“In situ high‑pressure synchrotron X‑ray powder diffraction study of tunnel manganese oxide minerals: hollandite, romanechite, and todorokite”
G.C. Hwang, J.E. Post, Y. Lee*
Physics and Chemistry of Minerals
Vol.42, pp.405-411, 2015.05
In situ high-pressure synchrotron X-ray powder diffraction study of three tunnel manganese oxide minerals (hollandite with 2 × 2 MnO6 octahedra tunnels, romanechite with 2 × 3 tunnels, and todorokite with 3 × 3 tunnels) was performed using a diamond anvil cell and nominally penetrating alcohol and water mixture as a pressure-transmitting medium up to ~8 GPa.

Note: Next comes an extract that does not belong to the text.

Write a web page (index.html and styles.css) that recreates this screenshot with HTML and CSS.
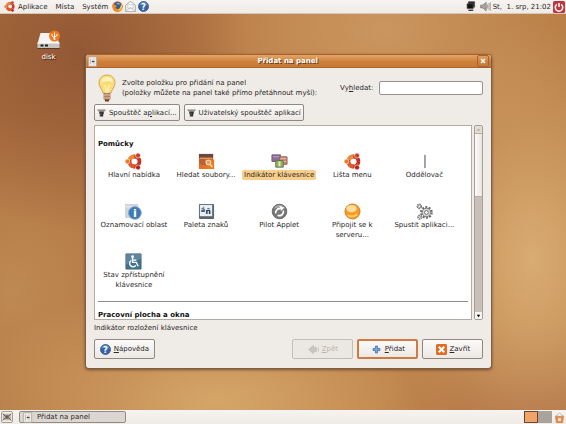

Bulk moduli (B 0) calculated using Murnaghan’s equation of state are inversely proportional to the size of the tunnel, i.e., 134(4) GPa for hollandite (I2/m), 108(2) GPa for romanechite (C2/m), and 67(5) GPa for todorokite (P2/m). On the other hand, axial compressibilities show different elastic anisotropies depending on the size of the tunnel, i.e., ßa0 (a/a 0) = -0.00066(3) GPa-1, ßb0 (b/b 0) = 0.00179(8) GPa-1, ßc0 (c/c 0) = 0.00637(4) GPa-1 [c > b > a] for hollandite; ßa0 (a/a 0) = 0.00485(4) GPa-1, ßb0 (b/b 0) = 0.0016(1) GPa-1, ßc0 (c/c 0) = 0.00199(8) GPa-1 [a > c > b] for romanechite; and ßa0 (a/a 0) = 0.00826(9) GPa-1, ßb0 (b/b 0) = 0.0054(1) GPa-1, ßc0 (c/c 0) = 0.00081(8) GPa-1 [a > b > c] for todorokite. Overall, the degree of tunnel distortion increases with increasing pressure and correlates with the size of the tunnel, which is evidenced by the gradual increases in the monoclinic ß angles up to 3 GPa of 0.62°, 0.8°, and 1.15° in hollandite, romanechite, and todorokite, respectively. The compression of tunnel manganese oxides is related to the tunnel distortion and the size of the tunnel.